The Halloween Top 5: Picks for the Scariest Supreme Court Cases - U.S. Supreme Court
U.S. Supreme Court - The FindLaw U.S. Supreme Court Opinion Summaries Blog

The Halloween Top 5: Picks for the Scariest Supreme Court Cases

Supreme Court decisions can lead to more nightmares than a Wes Craven film. Masked mass murderers and razor-gloved villains may be frightening, but bad SCOTUS opinions wreak decades of havoc in the real world.

In honor of Halloween, we're looking back at five Supreme Court decisions that are so bad, they're scary.

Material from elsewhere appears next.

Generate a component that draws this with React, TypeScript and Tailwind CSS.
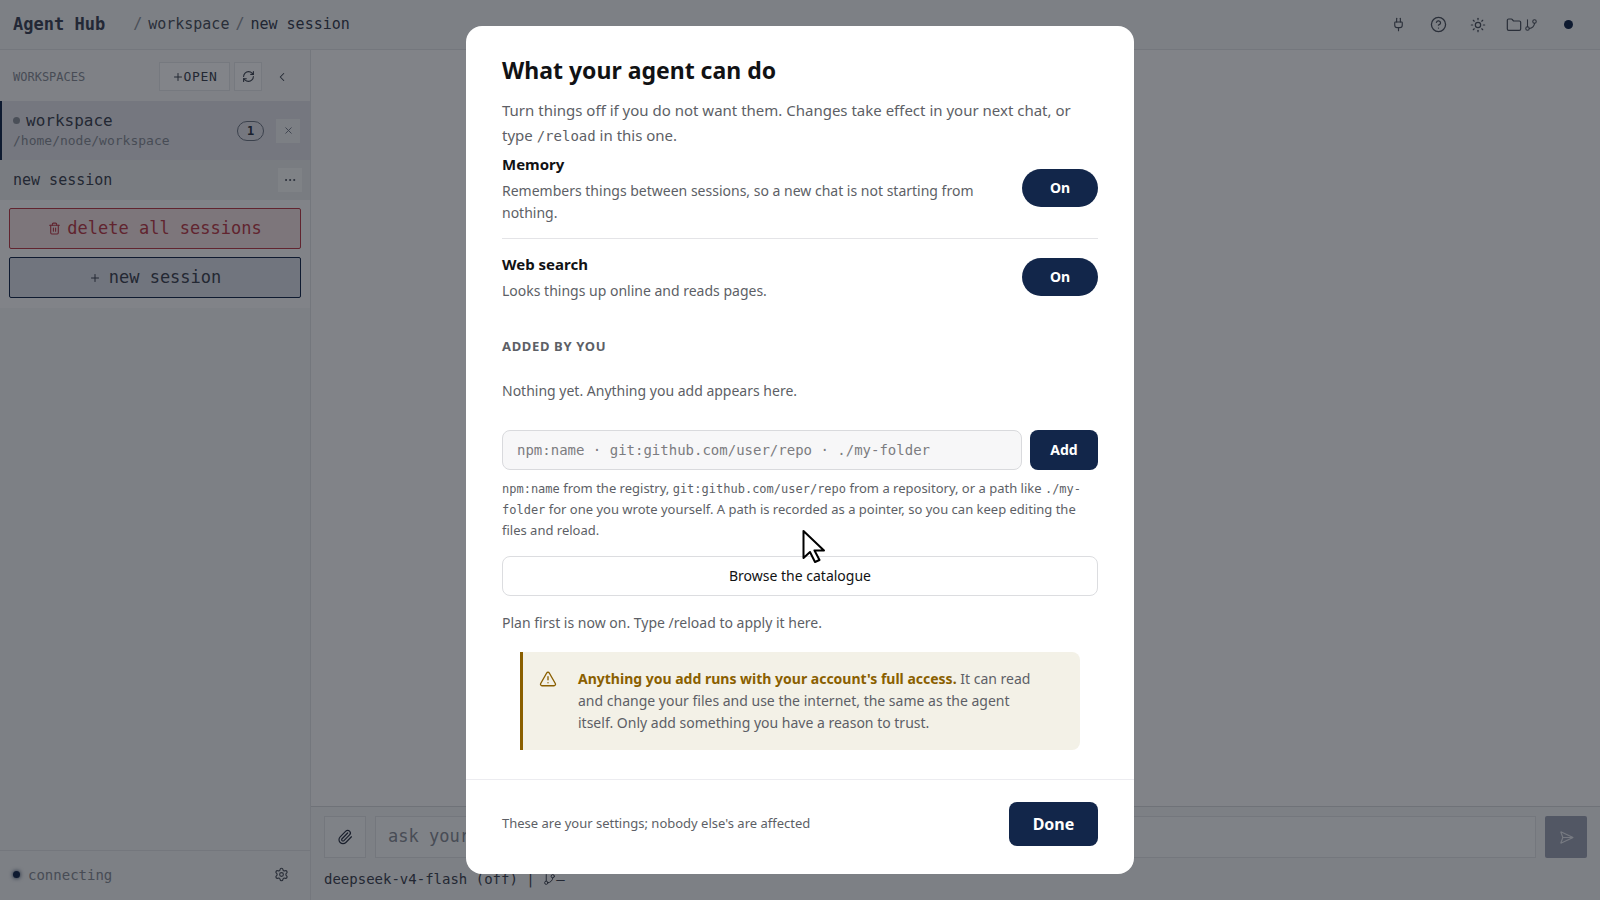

  1. Plessy v. Ferguson. The infamous 1896 "separate, but equal" case, Plessy validated segregation. The Court rejected Homer Plessy's argument that desegregation was necessary for equality, finding "If the two races are to meet upon terms of social equality, it must be the result of natural affinities, a mutual appreciation of each other's merits, and a voluntary consent of individuals." The Court abandoned the "separate but equal" doctrine in 1954's Brown v. Board of Education.
  2. Bradwell v. State of Illinois. The Court ruled in 1872 that the Fourteenth Amendment Privileges or Immunities Clause did not require that the Illinois bar to admit women to practice law.
  3. Berghuis v. Thompkins. In this 2010 decision, the Supreme Court ruled that a suspect must break his silence to affirmatively invoke his right to silence, because sitting wordless through three hours of interrogation doesn't clearly convey to police that a suspect wishes to remain silent.
  4. Wickard v. Filburn. In true no-man-is-an-island fashion, the Supreme Court found that a single farmer's wheat production for on-farm consumption affected interstate commerce, and could be regulated by the government. The basis of their theory? If every farmer followed Filburn's lead, there would be a serious impact on interstate commerce. This decision used an informal fallacy to expand the power of the Commerce Clause.
  5. Kelo v. New London. In 2006, the Supreme Court ruled that the government could use eminent domain to transfer property between private owners for the purpose of economic development. In the six years since SCOTUS issued the opinion, we have yet to find anyone who admits to agreeing with it. The economic development project that started it all never happened, but city officials allowed residents to use the space as a dump for storm debris following Hurricane Irene. At least the land isn't completely empty.

There you have it: our picks for the scariest Supreme Court cases. What do you think are the best of the worst from the Bench?